The accuracy of the depth (Z) estimation was directly influenced by the reprojection error, which was conceptually related to the calculated disparity in the 3D coordinates of the images in the set [51]. The higher errors observed at distances greater than 1000 mm were likely due to reduced accuracy in disparity estimation and the challenges of identifying similarities between stereo images at larger distances. Indeed, the larger the error, the lower the accuracy in aligning homologous points between the two scenes acquired from the same viewpoint.

As expected, the G and RE bands exhibited opposite behaviors in estimation accuracy, with minimum and maximum errors of 18% and 5% for the G band and 23% and 10% for the RE band, respectively. This highlighted the greater stability of the RE band compared with the G band in estimates.

The best results were obtained at smaller distances (800 mm) in the validation set, while a peak in error was observed at the intermediate distance of 1000 mm. These results suggested clear directions for optimizing stereo calibration, which could involve exploring more robust metrics to mitigate the impact of reprojection errors, particularly along the Y-axis, and improve overall system performance.

In the image alignment model, the tested methods (CB, FT, and RG) showed good results in terms of correlation with the experimental data, as highlighted by adjusted R² values around 0.99, suggesting strong fitting capability. This indicated that the applied models were able to accurately capture the spatial relationships between the multispectral bands, enabling proper alignment of the images.

Analysis of the residual offset, expressed as the error along the X (X_err) and Y (Y_err) axes, allowed the assessment of the effect of the different bands on the quality of the alignment. In this regard, errors along the X-axis had a greater impact on the overall quality of the models. The G and RE bands were found to be strongly uncorrelated with the experimental model (with R² values of −0.0159 and −0.2168, respectively) along the X-axis, indicating that alignment along this direction was not optimal for these bands. These results suggested that the model had difficulty in representing accurately the spatial relationship for this pair of bands.

Despite this, the residual offset errors along the X- and Y-axes were found to be in the range of ±2 to ±3 pixels, suggesting that the spatial alignment predicted by the model was still satisfactory for all methods tested.

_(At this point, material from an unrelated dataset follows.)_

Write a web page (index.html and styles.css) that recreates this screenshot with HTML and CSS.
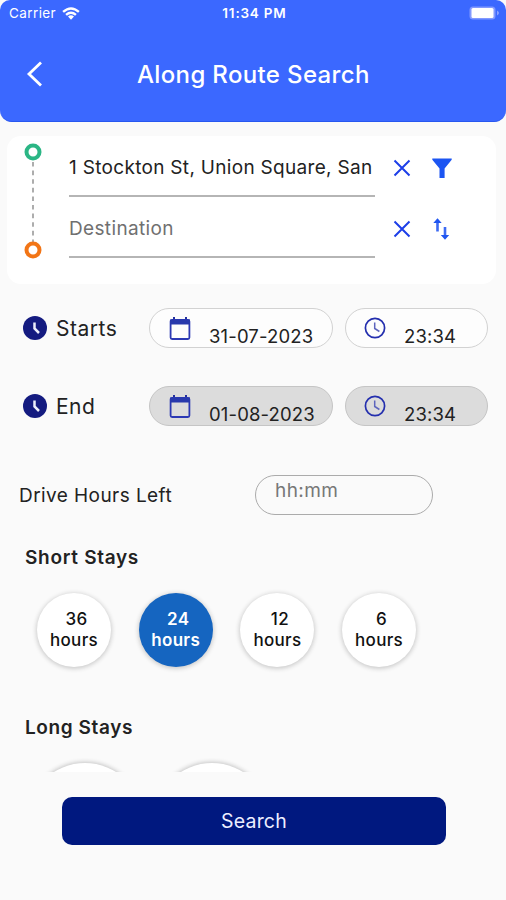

The alignment model tested for the health assessment of baby lettuces showed promising results, although it was not sufficiently robust to permit the construction of a comprehensive predictive model for plant photochemical content. While the correlations were not strong enough, the distribution of experimental data from indices such as SR, GNDVI, MCARI, and NARI clearly distinguished between healthy and unhealthy plants, suggesting that vegetation indices were effective in discriminating different physiological conditions.

In addition, the vegetation indices demonstrated high sub-pixel-level accuracy in multispectral images, confirming that successful band alignment could provide a reliable basis for future, more detailed sub-pixel-level analyses of leaf areas, particularly under close-range conditions.

The approach proposed in this work could, therefore, support future applications in a smart agriculture context, including a comprehensive study focusing on the temporal assessment of physiological conditions of plants subjected to biotic or abiotic stresses. In addition, integrating this methodology with advanced hardware systems for real-time monitoring on agricultural machinery could further enhance its practical applicability, enabling continuous real-time analysis in the field to drive precision farming practices and improve crop management.

5. Conclusions

This study illustrates the potential of multispectral imaging systems as versatile tools in agricultural settings at close distances. The feasibility of employing stereo vision to correct spectral band misalignment in multispectral imaging, a critical step for reliable vegetation index computation, is presented in a structured workflow.

A pair of images (red band as a reference and G, B, RE, and NR bands as moving) were processed through the stereo camera calibration algorithm to estimate the target distance from the sensor. The estimated distance was used to back-calculate the offsets required to correct misalignment in all spectral bands and was further applied to crop images, resulting in an aligned multispectral image composed of all bands. From the aligned image, spectral indices correlated with plant health were computed and analyzed.

This step-by-step approach ensured improved multispectral image processing. The stereo vision approach used for distance estimation showed high accuracy, with average reprojection errors of approximately 0.013 pixels and minimal relative errors (around 5%) for the RE band. The new proposed inverse linear model provided a clearer comprehension of the dependence of geometric offset on sensor distance. Despite some challenges in site-specific band alignment, particularly along the X-axis, the overall performance of the proposed experimental alignment model remained satisfactory, with offset errors between bands remaining below 3 pixels.

The proposed image alignment method enhances the accuracy of sub-pixel vegetation index calculation in greenhouse environments where short-range imaging is required. Although the results are not yet sufficiently robust for developing a comprehensive predictive model of plant chlorophyll content, the analysis of vegetation indices revealed a clear distinction between healthy and unhealthy plants. This approach holds significant promise for precision agriculture applications, particularly for the continuous monitoring of baby crop health in controlled environments, contributing to more effective and data-driven greenhouse management strategies.